DIRECTIONS FOR THIS TASK — Find every line with the word "components" and give their count, nothing else.

INFORMATION SHOWN —
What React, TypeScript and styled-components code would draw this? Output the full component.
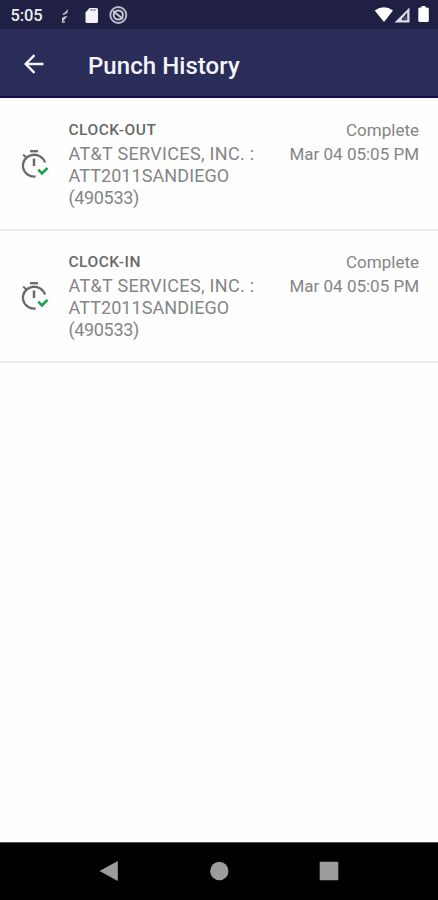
import React from "react";
import styled, { createGlobalStyle } from "styled-components";

const GlobalStyle = createGlobalStyle`
  * { box-sizing: border-box; }
  html, body { margin: 0; padding: 0; }
  body { background: #fff; font-family: Roboto, "Liberation Sans", sans-serif; overflow: hidden; }
`;

const Screen = styled.div`
  width: 438px;
  height: 900px;
  display: flex;
  flex-direction: column;
  background: #fefefe;
`;

const StatusBar = styled.div`
  height: 29px;
  flex: none;
  display: flex;
  align-items: center;
  padding: 3px 8px 0 10.5px;
  background: #1f2043;
  color: #ececf2;
`;

const StatusTime = styled.span`
  width: 48.5px;
  font-size: 16.5px;
  line-height: 20px;
  font-weight: 500;
  letter-spacing: -0.1px;
  white-space: nowrap;
`;

const StatusIcons = styled.div`
  display: flex;
  align-items: center;
  svg { display: block; }
`;

const Notifications = styled(StatusIcons)`
  flex: 1;
`;

const AppBar = styled.header`
  height: 69px;
  flex: none;
  display: flex;
  align-items: center;
  padding: 3px 0 0 23px;
  background: #2a2d57;
  border-bottom: 2px solid #17094f;
  color: #f4f4fb;
`;

const BackButton = styled.button`
  width: 65px;
  height: 24px;
  padding: 0;
  border: 0;
  background: none;
  color: inherit;
  svg { display: block; }
`;

const Title = styled.h1`
  margin: 0;
  padding-top: 3px;
  font-size: 24px;
  line-height: 30px;
  font-weight: 500;
  letter-spacing: 0.05px;
  white-space: nowrap;
`;

const List = styled.ul`
  flex: 1;
  margin: 0;
  padding: 1px 0 0;
  list-style: none;
`;

const PunchRow = styled.li`
  height: 132px;
  display: flex;
  padding: 21px 19px 0 19px;
  border-bottom: 2px solid #e9e9e9;
  color: #858585;
`;

const PunchIcon = styled.div`
  width: 49.5px;
  flex: none;
  padding-top: 28.5px;
  svg { display: block; }
`;

const PunchDetails = styled.div`
  width: 200px;
  flex: none;
`;

const PunchKind = styled.div`
  font-size: 15.5px;
  line-height: 21px;
  font-weight: 500;
  letter-spacing: 0.5px;
  color: #686868;
`;

const PunchLine = styled.div<{ $tracking: number }>`
  font-size: 18px;
  line-height: 22px;
  letter-spacing: ${(p) => p.$tracking}px;
  white-space: nowrap;
`;

const PunchJob = styled.div`
  padding-top: 2px;
`;

const PunchMeta = styled.div`
  flex: 1;
  text-align: right;
  font-size: 17px;
  white-space: nowrap;
`;

const MetaLine = styled.div`
  line-height: 24px;
  margin-top: -2px;
  & + & { margin-top: 0; }
`;

const NavBar = styled.nav`
  height: 58px;
  flex: none;
  display: flex;
  justify-content: space-between;
  align-items: center;
  padding: 0 99px 1px;
  background: #000;
  border-top: 1px solid #555;
`;

const NavButton = styled.button`
  width: 20px;
  height: 20px;
  padding: 0;
  border: 0;
  background: none;
  svg { display: block; }
`;

const StopwatchIcon = () => (
  <svg width="30" height="32" viewBox="0 0 30 32" fill="none" stroke="#6b6b6b" strokeWidth="2.3">
    <path d="M11 2.2h8" />
    <path d="M15 9.500v7.500" strokeWidth="2.500" />
    <path d="M4.200 5.500l3.400 3.400" strokeWidth="2" />
    <path d="M26 13.500A11.300 10.900 0 1 0 16.600 27.500" />
    <path d="M19.300 20.700l3.600 3.700 5.600-5.400" stroke="#18a449" strokeWidth="2.600" />
  </svg>
);

const punches = [
  { kind: "CLOCK-OUT", status: "Complete", time: "Mar 04 05:05 PM" },
  { kind: "CLOCK-IN", status: "Complete", time: "Mar 04 05:05 PM" },
];

const jobLines = [
  { text: "AT&T SERVICES, INC. :", tracking: 0.32 },
  { text: "ATT2011SANDIEGO", tracking: 0.08 },
  { text: "(490533)", tracking: -0.35 },
];

export default function App() {
  return (
    <Screen>
      <GlobalStyle />
      <StatusBar>
        <StatusTime>5:05</StatusTime>
        <Notifications>
          <svg width="70" height="22" viewBox="0 0 70 22">
            <path d="M3.800 9.500L9 4l-.5 3.800L6 9.500z" fill="#b9b9ca" />
            <path d="M8.500 11L3 17.500V13l2.500-1.500z" fill="#cacad6" />
            <path d="M4 9.500l1.500-1.200M3 17.500l3-.8" stroke="#b9b9ca" strokeWidth="1.300" />
            <path d="M30.500 3h7Q39 3 39 4.500v12q0 1.500-1.500 1.500H28q-1.500 0-1.500-1.500v-9z" fill="#f3f3f7" />
            <path d="M31 5h6" stroke="#9d9db3" strokeWidth="1.600" />
            <circle cx="59.300" cy="10" r="8" fill="none" stroke="#bcbccb" strokeWidth="1.900" />
            <circle cx="59.300" cy="10" r="4.600" fill="none" stroke="#c8c8d4" strokeWidth="2" />
            <path d="M54 6l10 8" stroke="#c8c8d4" strokeWidth="2" />
          </svg>
        </Notifications>
        <StatusIcons>
          <svg width="56" height="20" viewBox="0 0 56 20">
            <path d="M.7 4.500Q10 -2 19 4.500L10 16z" fill="#fff" />
            <path fillRule="evenodd" d="M35.500 1.500v15H20.500zM33.200 6.500l-5.500 6.500v1.200h5.500z" fill="#dedee8" />
            <path d="M29.500 12.500l3-3.500v4.800h-3z" fill="#555673" />
            <path d="M47.500 -.5h4v2h1.800q1.500 0 1.500 1.500v11.500q0 1.500-1.500 1.500h-7.500q-1.500 0-1.500-1.500V3q0-1.500 1.500-1.500h1.700z" fill="#fff" />
          </svg>
        </StatusIcons>
      </StatusBar>
      <AppBar>
        <BackButton aria-label="Back">
          <svg width="22" height="22" viewBox="0 0 22 22" fill="none" stroke="currentColor" strokeWidth="2.400">
            <path d="M20.500 11H3M11.500 2.200L2.700 11l8.800 8.800" />
          </svg>
        </BackButton>
        <Title>Punch History</Title>
      </AppBar>
      <List>
        {punches.map((punch) => (
          <PunchRow key={punch.kind}>
            <PunchIcon><StopwatchIcon /></PunchIcon>
            <PunchDetails>
              <PunchKind>{punch.kind}</PunchKind>
              <PunchJob>
                {jobLines.map((line) => (
                  <PunchLine key={line.text} $tracking={line.tracking}>{line.text}</PunchLine>
                ))}
              </PunchJob>
            </PunchDetails>
            <PunchMeta>
              <MetaLine>{punch.status}</MetaLine>
              <MetaLine>{punch.time}</MetaLine>
            </PunchMeta>
          </PunchRow>
        ))}
      </List>
      <NavBar>
        <NavButton aria-label="Back">
          <svg width="20" height="20" viewBox="0 0 20 20"><path d="M18.800 0v20L.5 10z" fill="#9c9c9c" /></svg>
        </NavButton>
        <NavButton aria-label="Home">
          <svg width="20" height="20" viewBox="0 0 20 20"><circle cx="10.300" cy="10" r="9.200" fill="#9c9c9c" /></svg>
        </NavButton>
        <NavButton aria-label="Recent apps">
          <svg width="20" height="20" viewBox="0 0 20 20"><rect x=".7" y=".7" width="18.600" height="18.600" rx=".8" fill="#9c9c9c" /></svg>
        </NavButton>
      </NavBar>
    </Screen>
  );
}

SOLUTION — 2